The best way I've always found to deal with difficult customers comes in two parts: the first is to keep your cool and smile when possible. This step comes particularly in handy when dealing with customers over the phone. Without the advantage of seeing body language and facial expressions, you'll be surprised how the simple act of smiling can portray a genial tone to the person on the other line.
The second part is to arm yourself with data and facts. Difficult customers are often acting unreasonably. Presenting the facts of the situation calmly and clearly with a friendly tone can deescalate the situation quickly. Doing so puts you in a much better position to resolve the issue in a way that benefits the customer without detriment to the company. Our team motto at Rozalado is to understand the client's expectations. Delivering on client expectations is a major key to success in the service industry and really anything in life. By managing expectations, businesses can better ensure their success in performing the job at hand.
Louis Carter is CEO and founder of Best Practice Institute, and an award-winning social/organizational psychologist and author of the book published by McGraw Hill: In Great Company: How to Spark Peak Performance by Creating an Emotionally Connected Workplace. Louis is the author of over 10 books on leadership and management, including Change Champion's Field Guide, Best Practices in Talent Management, and recent research on "Most Loved Workplaces.”
“Observe, mirror, and react accordingly…”
When dealing with a difficult customer, mirror their energy and emotion and become their solution. Research shows that when we mirror the words and emotional levels of a person in distress with an equal yet opposite helpful reaction, it disarms them into a sense of well-being. Becoming helpful yet equally as emotional in our help is a form of emotional relief for people in crisis.
Hassan Alnassir is the founder & owner of Premium Joy, a toy business selling educational foam playthings for kids.
“One effective way to deal with a difficult customer is by…”

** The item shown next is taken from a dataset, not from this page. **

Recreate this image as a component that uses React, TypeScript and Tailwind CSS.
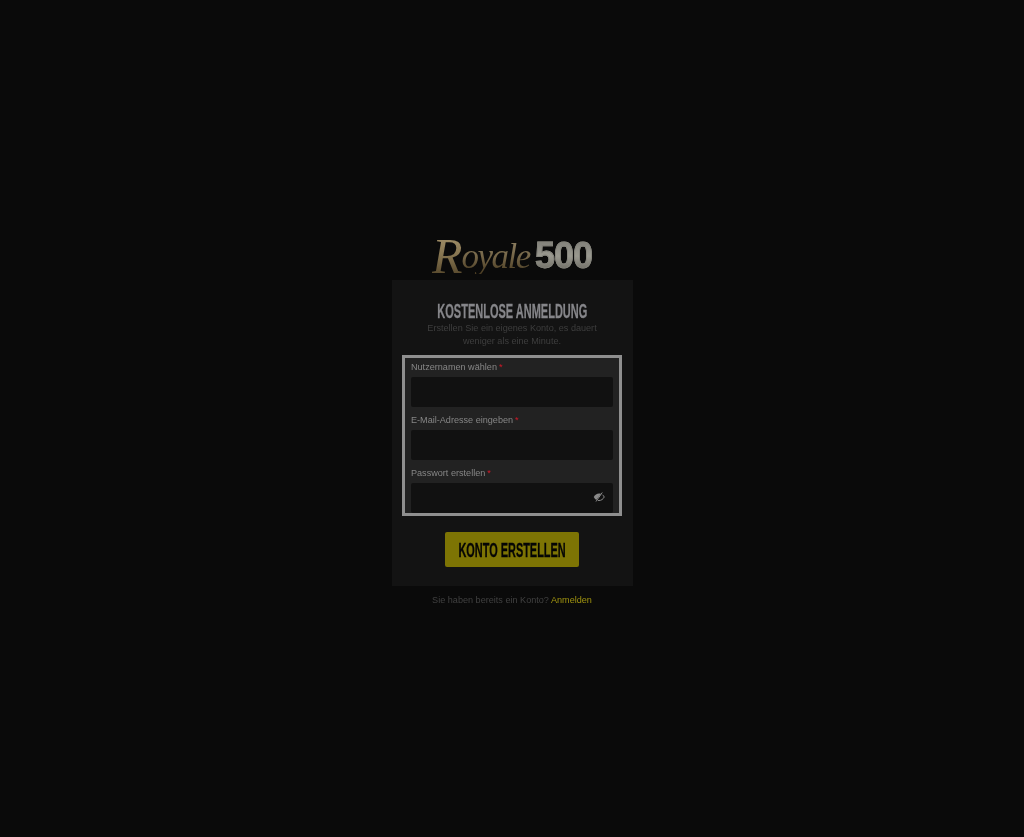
function EyeSlash() {
  return (
    <svg viewBox="0 0 24 24" className="mb-[3px] h-[12px] w-[12px]" fill="none">
      <path d="M1.5 12C4 7.500 7.500 5 12 5c1.500 0 2.800.3 4 .8L6.500 18C4.400 16.800 2.800 14.700 1.500 12z" fill="#8a8a8a" />
      <path d="M19 7.500c1.500 1.200 2.600 2.800 3.500 4.500-2.500 4.500-6 7-10.500 7-.8 0-1.500-.1-2.200-.2" stroke="#8a8a8a" strokeWidth="2" />
      <path d="M18.500 3 6 21" stroke="#8a8a8a" strokeWidth="2" />
    </svg>
  );
}

function Field({ label, first, password }: { label: string; first?: boolean; password?: boolean }) {
  return (
    <div className="flex flex-col">
      <label className={`flex items-end gap-[2px] pb-[3px] text-[9.1px] leading-[14px] text-[#868686] blur-[0.35px] ${first ? 'h-[19px]' : 'h-[23px]'}`}>
        {label} <span className="text-[#d01828]">*</span>
      </label>
      <div className="flex h-[30px] items-center justify-end rounded-[2px] bg-[#111111] pr-[8px]">
        {password && <EyeSlash />}
      </div>
    </div>
  );
}

export default function App() {
  return (
    <div className="flex min-h-[837px] flex-col items-center bg-[#0a0a0a] pt-[236px] font-['Liberation_Sans',sans-serif]">
      <div className="flex h-[44px] w-[160px] items-center pb-[4px] leading-none blur-[0.4px]">
        <span className="bg-gradient-to-b from-[#a8966f] via-[#84734f] to-[#4a3c22] bg-clip-text pr-[2px] font-['Liberation_Serif',serif] text-[50px] text-transparent italic">
          R
        </span>
        <span className="-ml-[3px] bg-gradient-to-b from-[#8d7f63] via-[#756648] to-[#4a3c22] bg-clip-text pr-[2px] font-['Liberation_Serif',serif] text-[35px] tracking-[-1.5px] text-transparent italic">
          oyale
        </span>
        <span className="ml-auto bg-gradient-to-b from-[#7c7b75] via-[#9a9990] to-[#64625a] bg-clip-text text-[36px] font-bold tracking-[-1px] text-transparent [-webkit-text-stroke:0.8px_#85847c]">
          500
        </span>
      </div>

      <div className="ml-px flex h-[306px] w-[241px] flex-col items-center bg-[#131313] pt-[21px]">
        <h1 className="inline-block scale-x-[0.55] text-[20px] leading-[20px] font-bold whitespace-nowrap text-[#86868a] blur-[0.3px] [-webkit-text-stroke:0.3px_#86868a]">
          KOSTENLOSE ANMELDUNG
        </h1>
        <p className="mt-[1px] mr-px w-[190px] text-center text-[9.1px] leading-[13px] text-[#3e3e3e] blur-[0.35px]">
          Erstellen Sie ein eigenes Konto, es dauert weniger als eine Minute.
        </p>

        <div className="mt-[7px] mr-px flex h-[161px] w-[220px] flex-col border-[3px] border-[#8f8f8f] bg-[#222222] px-[6px]">
          <Field label="Nutzernamen wählen" first />
          <Field label="E-Mail-Adresse eingeben" />
          <Field label="Passwort erstellen" password />
        </div>

        <button className="mt-[16px] mr-px flex h-[35px] w-[134px] items-center justify-center rounded-[2px] bg-[#7d7404]">
          <span className="inline-block scale-x-[0.52] text-[21px] leading-none font-bold whitespace-nowrap text-[#050505] blur-[0.2px] [-webkit-text-stroke:0.3px_#050505]">
            KONTO ERSTELLEN
          </span>
        </button>
      </div>

      <p className="mt-[7px] text-[9.1px] leading-[14px] text-[#414141] blur-[0.35px]">
        Sie haben bereits ein Konto? <a className="text-[#a09410]">Anmelden</a>
      </p>
    </div>
  );
}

Maintaining a professional and respectful tone throughout the interaction while showing genuine concern for their needs. Customers who are challenging ultimately want to feel valued, which you can accomplish by letting them communicate whatever issues or problems they have without interruption, then offering to help in whatever way possible. When a demanding customer senses that you care about them and truly want to solve their problem, they’ll loosen up and start communicating with you more reasonably.